Beatty actively campaigned for the role of Paolo, perhaps in
an attempt to play a very different kind of character from Bud Stamper, the
role he played in Splendor in the Grass. Beatty even went so far as to fly to
Puerto Rico to convince Tennessee Williams to cast him. Beatty says, “I
thought, An Italian, he should be darker than I was, so I got something called
Man-Tan. You put it on your face and you turned a sort of an orange-yellow. I
found an Italian with an accent. I worked with him for two days. I got what I considered
to be an Italian suit. I put on the suit. I put on the Man-Tan. I put on the
accent, and I flew to San Juan.” Beatty then found Williams gambling in the
hotel. Williams was recovering from ulcers, and Beatty told a waiter to bring
Williams a glass of milk. As Beatty says, “In those days, they treated ulcers
with milk. My father had ulcers, and he drank milk all the time, which, by the
way, is the worst thing you can do. Milk is very irritating to the mucus
membrane of the stomach.” (Biskind, p. 43.) Williams told Beatty that he had
the part. It’s rather funny to imagine Beatty, with his fake tan and phony
accent, trying to convince Williams to cast him. I’m sure that Beatty’s good
looks and charm helped him immensely.
At the time Roman Spring was filmed, Beatty was engaged to
the British starlet Joan Collins, but their relationship was nearing its end.

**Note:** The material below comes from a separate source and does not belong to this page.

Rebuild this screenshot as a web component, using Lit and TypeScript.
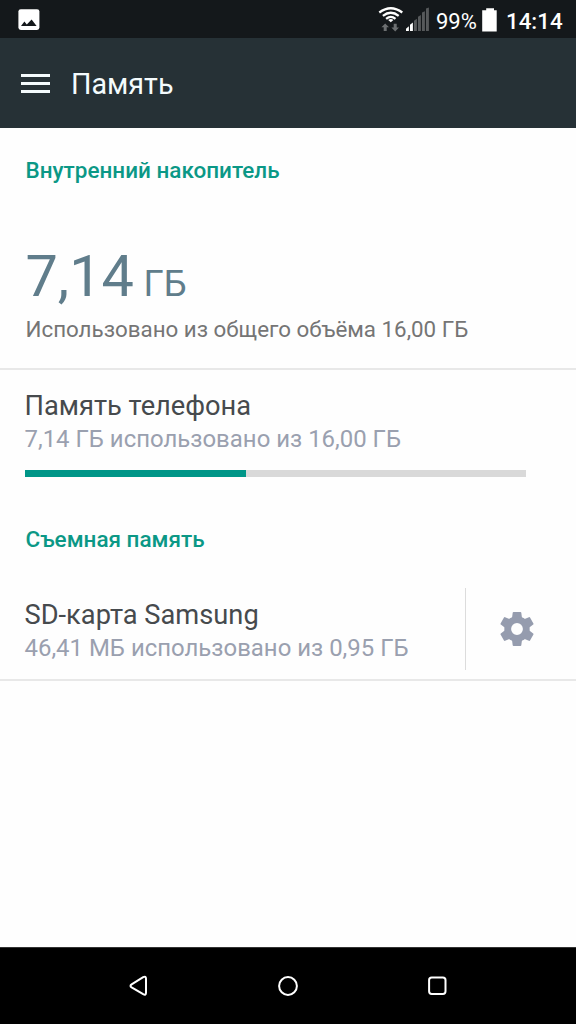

Vivien Leigh apparently didn’t care for Collins appearing on the set, as Leigh
had a crush on Beatty. The card game pictured above with Beatty, Leigh, and
Collins must have been a tense one! Did Beatty and Leigh have an affair? There
are rumors they did, but there’s not much evidence beyond hearsay to support
it. Beatty himself had only kind things to say about Leigh: “Well that was a
childhood crush and it never became any other way…she was a lovely person, a
terrific lady, made me feel immensely important, and she was beautiful to look
at.” (Warren Beatty: A Private Man, by Suzanne Finstad, p. 253.) As a young
man, Beatty really went out of his way to cultivate friendships with older
people-like director Elia Kazan, playwright William Inge, and author Clifford
Odets. While one could be cynical and say that Beatty was merely making these
connections in order to further his own career, it seems clear to me that he
looked up to these men as role models. Sure, they might have helped him get
work, but he was also looking to them for advice about life. Making the movie The
Only Game in Town just so he could work with the great director George Stevens
is an example of this. Stevens was past his prime, and The Only Game in Town
was neither a great script nor a good movie, so it really took something on
Beatty’s part to accept the role just to learn from Stevens. Beatty was
obviously at ease around older people, even as a young man. But his respect for
his elders and his affection for Vivien Leigh didn’t stop him from being
constantly late to the set. Director Jose Quintero said, “Out of what I can
only imagine to be insecurity, he was arrogant and huffy to Vivien. He kept
people waiting.” (Finstad, p. 253.) Ah, the contradiction that is Warren
Beatty! I would guess that Quintero hit the nail on the head; Beatty probably was
insecure, especially sharing most of his scenes with a legend like Vivien
Leigh. Again, as I said in my post about All Fall Down, this isn’t meant to
excuse Beatty’s behavior, but just to try and understand it. He may have felt
insecure opposite Vivien Leigh, as she was a veteran actress who had been
married to Laurence Olivier, considered the greatest actor of the 20th
century, and here’s Beatty, touted as the “next big thing,” and he’s only made
one movie which hasn’t even been released yet. Leigh probably had no idea who
he was when he was cast in the role, and she probably hadn’t seen any footage
from Splendor in the Grass, so she had no idea how good of an actor Beatty was.
Also, Beatty probably knew he was in over his head, playing a part with an
accent he couldn’t master, with a not-so-great script.
The Roman Spring of Mrs. Stone was released in late
December, 1961, just months after Splendor in the Grass came out. Anyone who
saw Splendor and who was hoping to see more of the magnetic young actor who
seemed like the next James Dean must have been disappointed if they saw Roman
Spring.
Two incidental notes that I found interesting about Beatty
at this time: In my last post about McCabe & Mrs. Miller, I joked that it
was a good thing that Beatty never worked with Stanley Kubrick, another
perfectionist famed for shooting numerous takes. Well, I read that while
shooting Mrs. Stone in England, Beatty hung out a lot with Kubrick, who was
shooting Lolita at the same studio. Later, in 1963, when Beatty was trying to
make What’s New, Pussycat? he tried to persuade Kubrick to direct it. But
that project fell apart for Beatty, and he ended up not being cast in the
movie.
Shortly after filming Mrs. Stone, Beatty spent an evening
with the Italian director Luchino Visconti, who apparently wanted Beatty to
play a part in his movie The Leopard, starring Burt Lancaster. The part that
Visconti wanted Beatty for was eventually played by Alain Delon, which makes
perfect sense, since Delon is basically the French Warren Beatty.